> **Available records**
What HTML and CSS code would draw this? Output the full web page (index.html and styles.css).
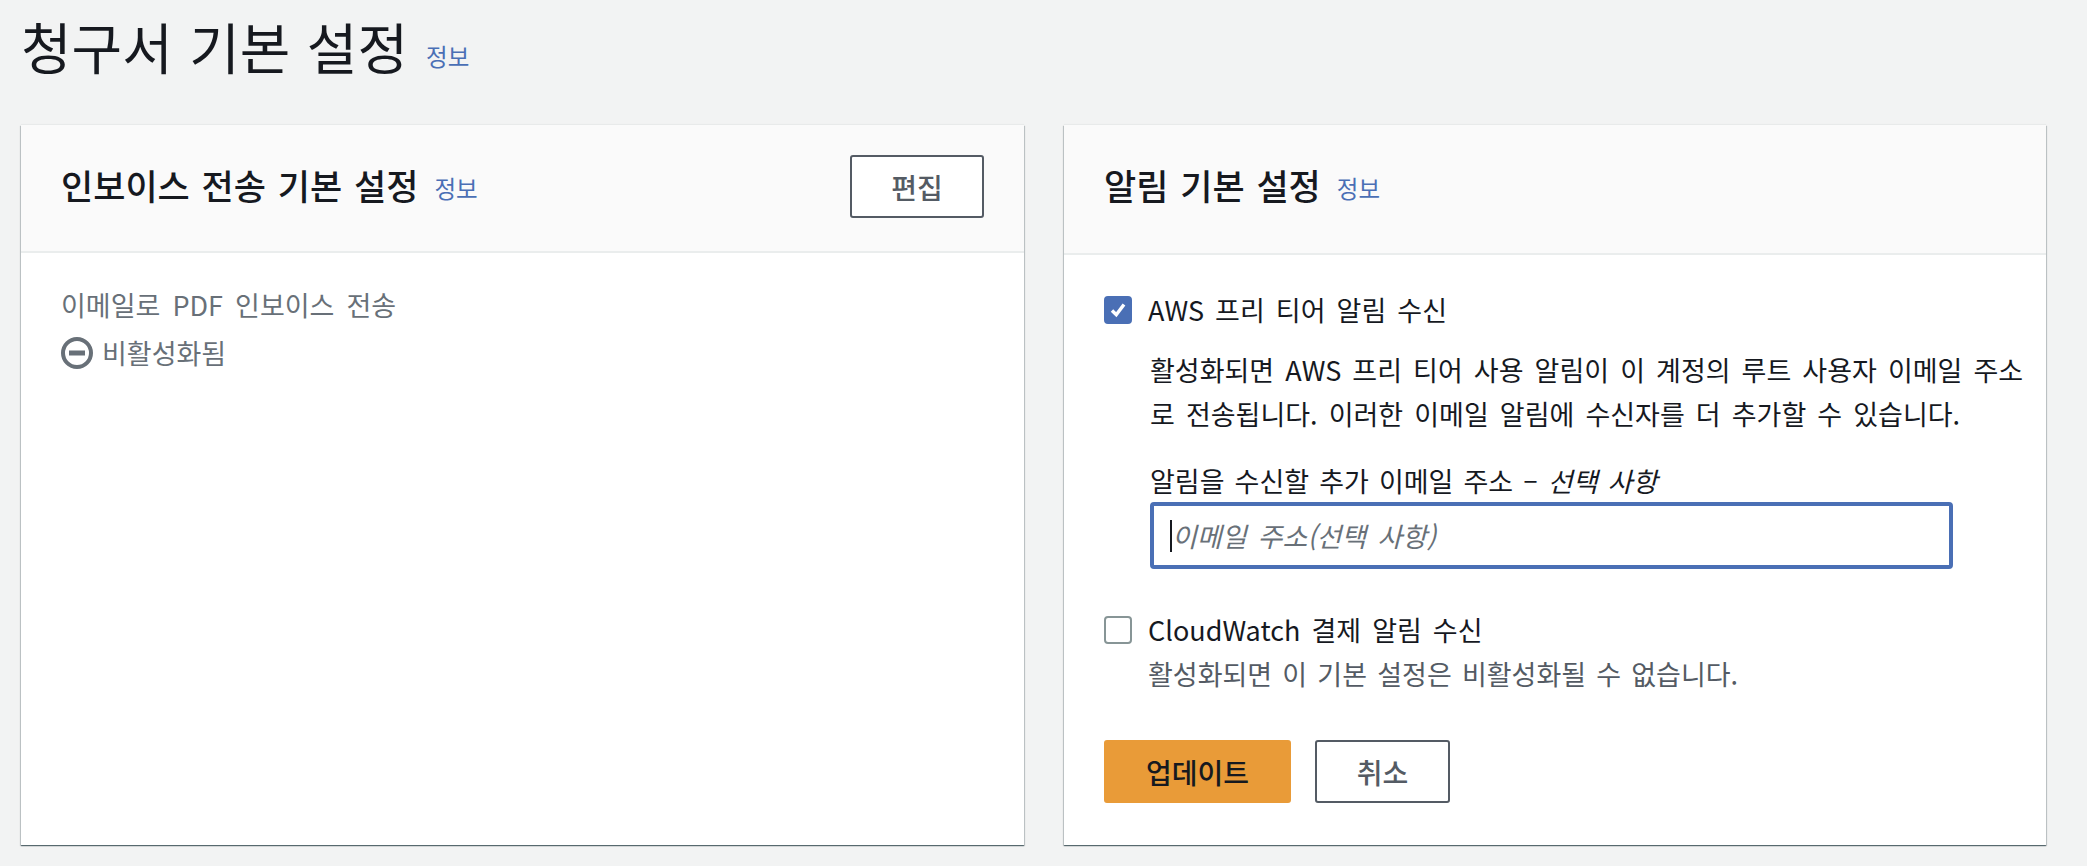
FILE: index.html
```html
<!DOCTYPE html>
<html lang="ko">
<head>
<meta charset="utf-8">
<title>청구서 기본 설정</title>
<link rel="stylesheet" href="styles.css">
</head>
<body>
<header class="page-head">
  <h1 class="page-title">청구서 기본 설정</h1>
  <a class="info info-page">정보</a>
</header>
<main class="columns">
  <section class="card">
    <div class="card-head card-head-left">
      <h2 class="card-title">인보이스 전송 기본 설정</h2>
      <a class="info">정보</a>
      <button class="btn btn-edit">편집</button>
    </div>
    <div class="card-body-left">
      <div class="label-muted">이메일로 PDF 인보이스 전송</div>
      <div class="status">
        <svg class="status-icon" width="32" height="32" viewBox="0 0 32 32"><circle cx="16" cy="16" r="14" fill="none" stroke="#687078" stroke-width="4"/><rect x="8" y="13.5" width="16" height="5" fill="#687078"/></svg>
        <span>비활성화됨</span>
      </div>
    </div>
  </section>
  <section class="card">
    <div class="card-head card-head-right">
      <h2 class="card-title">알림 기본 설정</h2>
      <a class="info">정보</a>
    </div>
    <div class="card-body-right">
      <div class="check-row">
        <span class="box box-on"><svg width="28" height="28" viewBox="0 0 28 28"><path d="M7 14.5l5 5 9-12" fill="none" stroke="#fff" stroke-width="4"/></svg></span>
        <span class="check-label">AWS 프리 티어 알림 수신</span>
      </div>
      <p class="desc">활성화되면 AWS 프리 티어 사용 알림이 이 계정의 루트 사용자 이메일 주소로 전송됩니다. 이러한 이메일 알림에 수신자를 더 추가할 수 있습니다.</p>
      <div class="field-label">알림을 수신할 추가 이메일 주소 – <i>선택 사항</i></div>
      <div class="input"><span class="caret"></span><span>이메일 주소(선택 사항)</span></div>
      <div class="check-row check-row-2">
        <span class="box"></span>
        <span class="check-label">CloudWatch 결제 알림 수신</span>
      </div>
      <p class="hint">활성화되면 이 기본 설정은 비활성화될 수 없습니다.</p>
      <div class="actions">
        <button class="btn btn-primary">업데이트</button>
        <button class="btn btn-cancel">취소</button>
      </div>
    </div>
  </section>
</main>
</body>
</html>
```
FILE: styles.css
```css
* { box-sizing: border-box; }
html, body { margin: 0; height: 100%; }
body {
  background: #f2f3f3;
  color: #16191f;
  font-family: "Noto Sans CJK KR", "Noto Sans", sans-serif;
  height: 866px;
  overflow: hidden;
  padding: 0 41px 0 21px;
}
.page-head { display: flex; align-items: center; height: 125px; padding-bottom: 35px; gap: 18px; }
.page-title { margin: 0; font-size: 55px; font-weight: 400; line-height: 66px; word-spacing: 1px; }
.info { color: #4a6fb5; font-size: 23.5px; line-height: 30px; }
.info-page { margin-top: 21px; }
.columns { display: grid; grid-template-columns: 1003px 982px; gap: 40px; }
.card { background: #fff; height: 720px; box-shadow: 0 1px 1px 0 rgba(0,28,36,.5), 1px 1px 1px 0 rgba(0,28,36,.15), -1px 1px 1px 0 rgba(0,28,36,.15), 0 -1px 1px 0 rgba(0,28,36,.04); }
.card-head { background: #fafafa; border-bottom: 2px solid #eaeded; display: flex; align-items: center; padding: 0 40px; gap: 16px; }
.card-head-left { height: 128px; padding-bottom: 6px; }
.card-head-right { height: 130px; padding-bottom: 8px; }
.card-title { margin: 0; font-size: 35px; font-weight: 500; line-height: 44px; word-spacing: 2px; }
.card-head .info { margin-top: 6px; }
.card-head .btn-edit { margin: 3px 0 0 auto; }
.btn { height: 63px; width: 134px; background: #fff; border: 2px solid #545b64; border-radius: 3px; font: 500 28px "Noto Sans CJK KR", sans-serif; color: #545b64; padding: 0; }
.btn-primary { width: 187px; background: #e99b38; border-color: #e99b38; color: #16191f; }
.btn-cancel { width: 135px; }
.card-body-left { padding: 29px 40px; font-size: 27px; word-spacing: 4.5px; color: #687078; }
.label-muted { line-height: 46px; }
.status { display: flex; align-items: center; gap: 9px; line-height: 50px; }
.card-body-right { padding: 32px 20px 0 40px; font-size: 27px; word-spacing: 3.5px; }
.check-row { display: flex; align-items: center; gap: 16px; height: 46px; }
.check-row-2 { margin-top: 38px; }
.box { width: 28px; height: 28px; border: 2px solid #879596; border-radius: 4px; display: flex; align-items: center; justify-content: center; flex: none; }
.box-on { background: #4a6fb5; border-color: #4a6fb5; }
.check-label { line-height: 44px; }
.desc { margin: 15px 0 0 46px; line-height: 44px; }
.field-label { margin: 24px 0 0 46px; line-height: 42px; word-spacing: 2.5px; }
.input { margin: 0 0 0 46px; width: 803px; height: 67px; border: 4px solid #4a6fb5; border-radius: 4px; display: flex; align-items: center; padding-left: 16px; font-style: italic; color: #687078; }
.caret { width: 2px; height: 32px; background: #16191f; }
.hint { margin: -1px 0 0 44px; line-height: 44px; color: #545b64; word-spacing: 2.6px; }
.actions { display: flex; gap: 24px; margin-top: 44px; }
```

==

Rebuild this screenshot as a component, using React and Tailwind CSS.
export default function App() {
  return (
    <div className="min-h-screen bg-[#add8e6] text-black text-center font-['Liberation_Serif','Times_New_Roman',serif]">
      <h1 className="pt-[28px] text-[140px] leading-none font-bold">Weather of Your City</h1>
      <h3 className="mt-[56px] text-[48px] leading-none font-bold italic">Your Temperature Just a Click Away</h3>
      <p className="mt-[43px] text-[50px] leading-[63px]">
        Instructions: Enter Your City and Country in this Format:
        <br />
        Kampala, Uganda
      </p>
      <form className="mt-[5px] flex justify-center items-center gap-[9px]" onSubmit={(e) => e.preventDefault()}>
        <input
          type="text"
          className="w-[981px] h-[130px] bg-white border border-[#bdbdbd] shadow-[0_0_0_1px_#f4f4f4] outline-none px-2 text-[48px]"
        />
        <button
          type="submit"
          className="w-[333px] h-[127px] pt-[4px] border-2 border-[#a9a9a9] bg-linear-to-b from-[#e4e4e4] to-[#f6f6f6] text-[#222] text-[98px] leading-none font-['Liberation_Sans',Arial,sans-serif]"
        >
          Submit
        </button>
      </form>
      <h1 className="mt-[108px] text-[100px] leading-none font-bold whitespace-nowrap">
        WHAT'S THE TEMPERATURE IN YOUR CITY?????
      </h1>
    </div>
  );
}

> **Requirement**
Find every line above that contains the word "this", and return each one.

> **Correct output**
What HTML and CSS code would draw this? Output the full web page (index.html and styles.css).
Rebuild this screenshot as a component, using React and Tailwind CSS.
        Instructions: Enter Your City and Country in this Format:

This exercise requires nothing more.